Stored records:
---------------

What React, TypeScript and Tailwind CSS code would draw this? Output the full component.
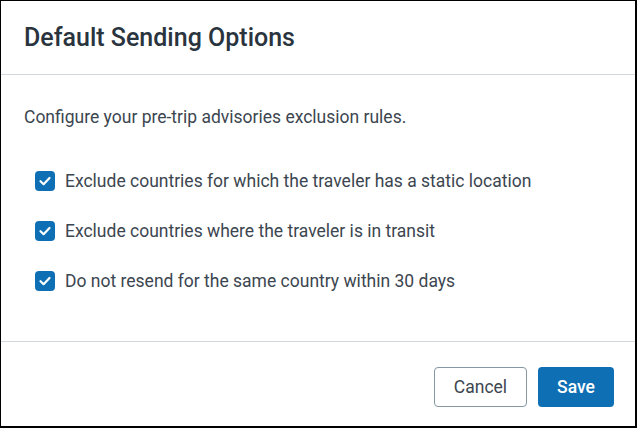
import React from "react";

function Check() {
  return (
    <span className="flex h-[20px] w-[20px] shrink-0 items-center justify-center rounded-[4px] bg-[#0f6fb4]">
      <svg width="20" height="20" viewBox="0 0 20 20" fill="none">
        <path d="M5.5 10.2 L8.6 13.2 L14.5 7" stroke="white" strokeWidth="2.2" strokeLinecap="round" strokeLinejoin="round" />
      </svg>
    </span>
  );
}

export default function App() {
  const items = [
    "Exclude countries for which the traveler has a static location",
    "Exclude countries where the traveler is in transit",
    "Do not resend for the same country within 30 days",
  ];
  return (
    <div className="h-[428px] w-[637px] bg-white" style={{ fontFamily: "Roboto, 'Liberation Sans', sans-serif" }}>
      <div className="flex h-[428px] w-[637px] flex-col border-l border-t border-r-2 border-b-2 border-black bg-white">
        <div className="flex h-[74px] items-center border-b border-[#cfd8dc] px-[23px] pt-[1px]">
          <h1 className="text-[25px] font-medium text-[#2a343e]">Default Sending Options</h1>
        </div>
        <div className="flex flex-1 flex-col px-[23px] pt-[32px]">
          <p className="text-[17.5px] leading-[20px] text-[#3c4650]">Configure your pre-trip advisories exclusion rules.</p>
          <div className="mt-[44px] flex flex-col gap-[30px] pl-[11px]">
            {items.map((t) => (
              <div key={t} className="flex h-[20px] items-center gap-[10px]">
                <Check />
                <span className="text-[17.5px] leading-[20px] text-[#3c4650]">{t}</span>
              </div>
            ))}
          </div>
        </div>
        <div className="flex h-[85px] items-start justify-end gap-[11px] border-t border-[#cfd8dc] pr-[21px] pt-[25px]">
          <button className="h-[40px] w-[93px] rounded-[4px] border border-[#8597a3] bg-white text-[17.5px] text-[#3c4650]">Cancel</button>
          <button className="h-[40px] w-[76px] rounded-[4px] bg-[#0f6fb4] text-[17.5px] font-medium text-white">Save</button>
        </div>
      </div>
    </div>
  );
}
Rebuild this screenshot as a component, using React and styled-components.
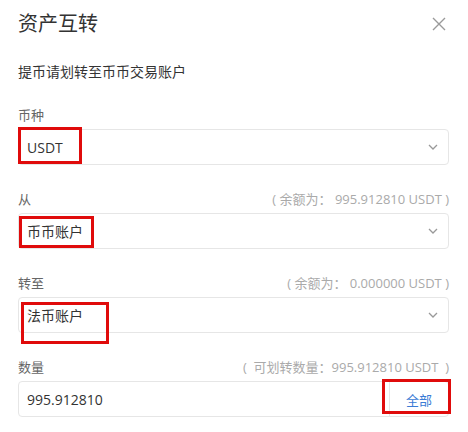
import React from 'react';
import styled, { createGlobalStyle } from 'styled-components';

const GlobalStyle = createGlobalStyle`
  body {
    margin: 0;
    background: #fff;
    font-family: "Open Sans", "Noto Sans CJK SC", sans-serif;
  }
`;

const Dialog = styled.div`
  width: 468px;
  height: 432px;
  box-sizing: border-box;
  padding: 10px 19px 0 18px;
  overflow: hidden;
  background: #fff;
`;

const Header = styled.div`
  display: flex;
  align-items: center;
  justify-content: space-between;
  height: 28px;
`;

const Title = styled.h2`
  margin: 0;
  font-size: 20px;
  font-weight: 400;
  line-height: 28px;
  color: #333;
`;

const Close = styled.button`
  display: flex;
  align-items: center;
  justify-content: center;
  width: 16px;
  height: 16px;
  margin-right: 2px;
  padding: 0;
  border: none;
  background: transparent;
  cursor: pointer;
`;

const Hint = styled.p`
  margin: 24px 0 0;
  font-size: 14px;
  line-height: 20px;
  color: #333;
`;

const Field = styled.div`
  margin-top: ${(p) => (p.$first ? '22px' : '23px')};
`;

const LabelRow = styled.div`
  display: flex;
  align-items: center;
  justify-content: space-between;
  height: 20px;
  margin-bottom: 5px;
`;

const Label = styled.span`
  font-size: 13px;
  color: #666;
`;

const Balance = styled.span`
  font-size: 13px;
  color: #aaa;
  white-space: pre;
`;

const Control = styled.div`
  position: relative;
  display: flex;
  align-items: center;
  height: 36px;
  box-sizing: border-box;
  border: 1px solid #e6e6e6;
  border-radius: 4px;
  padding-left: 8px;
  font-size: 14px;
  color: #333;
`;

const Value = styled.span`
  flex: 1;
`;

const Chevron = styled.span`
  display: flex;
  margin-right: 10px;
`;

const Addon = styled.span`
  display: flex;
  align-items: center;
  justify-content: center;
  width: 58px;
  align-self: stretch;
  border-left: 1px solid #e6e6e6;
  font-size: 13px;
  color: #3a7bd5;
  cursor: pointer;
`;

const Mark = styled.span`
  position: absolute;
  box-sizing: border-box;
  border: 3px solid #e00b0b;
  pointer-events: none;
`;

const ArrowDown = () => (
  <svg width="10" height="6" viewBox="0 0 10 6">
    <path d="M1 1l4 4 4-4" fill="none" stroke="#999" strokeWidth="1.3" />
  </svg>
);

const fields = [
  { label: '币种', value: 'USDT', mark: { left: -1, top: -3, width: 64, height: 37 } },
  {
    label: '从',
    balance: '( 余额为： 995.912810 USDT )',
    value: '币币账户',
    mark: { left: 0, top: 2, width: 75, height: 32 },
  },
  {
    label: '转至',
    balance: '( 余额为： 0.000000 USDT )',
    value: '法币账户',
    mark: { left: 2, top: 4, width: 88, height: 42 },
  },
];

export default function App() {
  return (
    <>
      <GlobalStyle />
      <Dialog>
        <Header>
          <Title>资产互转</Title>
          <Close aria-label="关闭">
            <svg width="14" height="14" viewBox="0 0 14 14">
              <path d="M1 1l12 12M13 1L1 13" stroke="#9a9a9a" strokeWidth="1.4" />
            </svg>
          </Close>
        </Header>
        <Hint>提币请划转至币币交易账户</Hint>

        {fields.map((f, i) => (
          <Field key={f.label} $first={i === 0}>
            <LabelRow>
              <Label>{f.label}</Label>
              {f.balance && <Balance>{f.balance}</Balance>}
            </LabelRow>
            <Control>
              <Value>{f.value}</Value>
              <Chevron>
                <ArrowDown />
              </Chevron>
              <Mark style={f.mark} />
            </Control>
          </Field>
        ))}

        <Field>
          <LabelRow>
            <Label>数量</Label>
            <Balance>(  可划转数量：995.912810 USDT  )</Balance>
          </LabelRow>
          <Control>
            <Value>995.912810</Value>
            <Addon>全部</Addon>
            <Mark style={{ left: 363, top: -3, width: 69, height: 35 }} />
          </Control>
        </Field>
      </Dialog>
    </>
  );
}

---------------

The problem> Extract the full listing exactly, with the pictures left out.

Response>
What React, TypeScript and Tailwind CSS code would draw this? Output the full component.
import React from "react";

function Check() {
  return (
    <span className="flex h-[20px] w-[20px] shrink-0 items-center justify-center rounded-[4px] bg-[#0f6fb4]">
      <svg width="20" height="20" viewBox="0 0 20 20" fill="none">
        <path d="M5.5 10.2 L8.6 13.2 L14.5 7" stroke="white" strokeWidth="2.2" strokeLinecap="round" strokeLinejoin="round" />
      </svg>
    </span>
  );
}

export default function App() {
  const items = [
    "Exclude countries for which the traveler has a static location",
    "Exclude countries where the traveler is in transit",
    "Do not resend for the same country within 30 days",
  ];
  return (
    <div className="h-[428px] w-[637px] bg-white" style={{ fontFamily: "Roboto, 'Liberation Sans', sans-serif" }}>
      <div className="flex h-[428px] w-[637px] flex-col border-l border-t border-r-2 border-b-2 border-black bg-white">
        <div className="flex h-[74px] items-center border-b border-[#cfd8dc] px-[23px] pt-[1px]">
          <h1 className="text-[25px] font-medium text-[#2a343e]">Default Sending Options</h1>
        </div>
        <div className="flex flex-1 flex-col px-[23px] pt-[32px]">
          <p className="text-[17.5px] leading-[20px] text-[#3c4650]">Configure your pre-trip advisories exclusion rules.</p>
          <div className="mt-[44px] flex flex-col gap-[30px] pl-[11px]">
            {items.map((t) => (
              <div key={t} className="flex h-[20px] items-center gap-[10px]">
                <Check />
                <span className="text-[17.5px] leading-[20px] text-[#3c4650]">{t}</span>
              </div>
            ))}
          </div>
        </div>
        <div className="flex h-[85px] items-start justify-end gap-[11px] border-t border-[#cfd8dc] pr-[21px] pt-[25px]">
          <button className="h-[40px] w-[93px] rounded-[4px] border border-[#8597a3] bg-white text-[17.5px] text-[#3c4650]">Cancel</button>
          <button className="h-[40px] w-[76px] rounded-[4px] bg-[#0f6fb4] text-[17.5px] font-medium text-white">Save</button>
        </div>
      </div>
    </div>
  );
}
Rebuild this screenshot as a component, using React and styled-components.
import React from 'react';
import styled, { createGlobalStyle } from 'styled-components';

const GlobalStyle = createGlobalStyle`
  body {
    margin: 0;
    background: #fff;
    font-family: "Open Sans", "Noto Sans CJK SC", sans-serif;
  }
`;

const Dialog = styled.div`
  width: 468px;
  height: 432px;
  box-sizing: border-box;
  padding: 10px 19px 0 18px;
  overflow: hidden;
  background: #fff;
`;

const Header = styled.div`
  display: flex;
  align-items: center;
  justify-content: space-between;
  height: 28px;
`;

const Title = styled.h2`
  margin: 0;
  font-size: 20px;
  font-weight: 400;
  line-height: 28px;
  color: #333;
`;

const Close = styled.button`
  display: flex;
  align-items: center;
  justify-content: center;
  width: 16px;
  height: 16px;
  margin-right: 2px;
  padding: 0;
  border: none;
  background: transparent;
  cursor: pointer;
`;

const Hint = styled.p`
  margin: 24px 0 0;
  font-size: 14px;
  line-height: 20px;
  color: #333;
`;

const Field = styled.div`
  margin-top: ${(p) => (p.$first ? '22px' : '23px')};
`;

const LabelRow = styled.div`
  display: flex;
  align-items: center;
  justify-content: space-between;
  height: 20px;
  margin-bottom: 5px;
`;

const Label = styled.span`
  font-size: 13px;
  color: #666;
`;

const Balance = styled.span`
  font-size: 13px;
  color: #aaa;
  white-space: pre;
`;

const Control = styled.div`
  position: relative;
  display: flex;
  align-items: center;
  height: 36px;
  box-sizing: border-box;
  border: 1px solid #e6e6e6;
  border-radius: 4px;
  padding-left: 8px;
  font-size: 14px;
  color: #333;
`;

const Value = styled.span`
  flex: 1;
`;

const Chevron = styled.span`
  display: flex;
  margin-right: 10px;
`;

const Addon = styled.span`
  display: flex;
  align-items: center;
  justify-content: center;
  width: 58px;
  align-self: stretch;
  border-left: 1px solid #e6e6e6;
  font-size: 13px;
  color: #3a7bd5;
  cursor: pointer;
`;

const Mark = styled.span`
  position: absolute;
  box-sizing: border-box;
  border: 3px solid #e00b0b;
  pointer-events: none;
`;

const ArrowDown = () => (
  <svg width="10" height="6" viewBox="0 0 10 6">
    <path d="M1 1l4 4 4-4" fill="none" stroke="#999" strokeWidth="1.3" />
  </svg>
);

const fields = [
  { label: '币种', value: 'USDT', mark: { left: -1, top: -3, width: 64, height: 37 } },
  {
    label: '从',
    balance: '( 余额为： 995.912810 USDT )',
    value: '币币账户',
    mark: { left: 0, top: 2, width: 75, height: 32 },
  },
  {
    label: '转至',
    balance: '( 余额为： 0.000000 USDT )',
    value: '法币账户',
    mark: { left: 2, top: 4, width: 88, height: 42 },
  },
];

export default function App() {
  return (
    <>
      <GlobalStyle />
      <Dialog>
        <Header>
          <Title>资产互转</Title>
          <Close aria-label="关闭">
            <svg width="14" height="14" viewBox="0 0 14 14">
              <path d="M1 1l12 12M13 1L1 13" stroke="#9a9a9a" strokeWidth="1.4" />
            </svg>
          </Close>
        </Header>
        <Hint>提币请划转至币币交易账户</Hint>

        {fields.map((f, i) => (
          <Field key={f.label} $first={i === 0}>
            <LabelRow>
              <Label>{f.label}</Label>
              {f.balance && <Balance>{f.balance}</Balance>}
            </LabelRow>
            <Control>
              <Value>{f.value}</Value>
              <Chevron>
                <ArrowDown />
              </Chevron>
              <Mark style={f.mark} />
            </Control>
          </Field>
        ))}

        <Field>
          <LabelRow>
            <Label>数量</Label>
            <Balance>(  可划转数量：995.912810 USDT  )</Balance>
          </LabelRow>
          <Control>
            <Value>995.912810</Value>
            <Addon>全部</Addon>
            <Mark style={{ left: 363, top: -3, width: 69, height: 35 }} />
          </Control>
        </Field>
      </Dialog>
    </>
  );
}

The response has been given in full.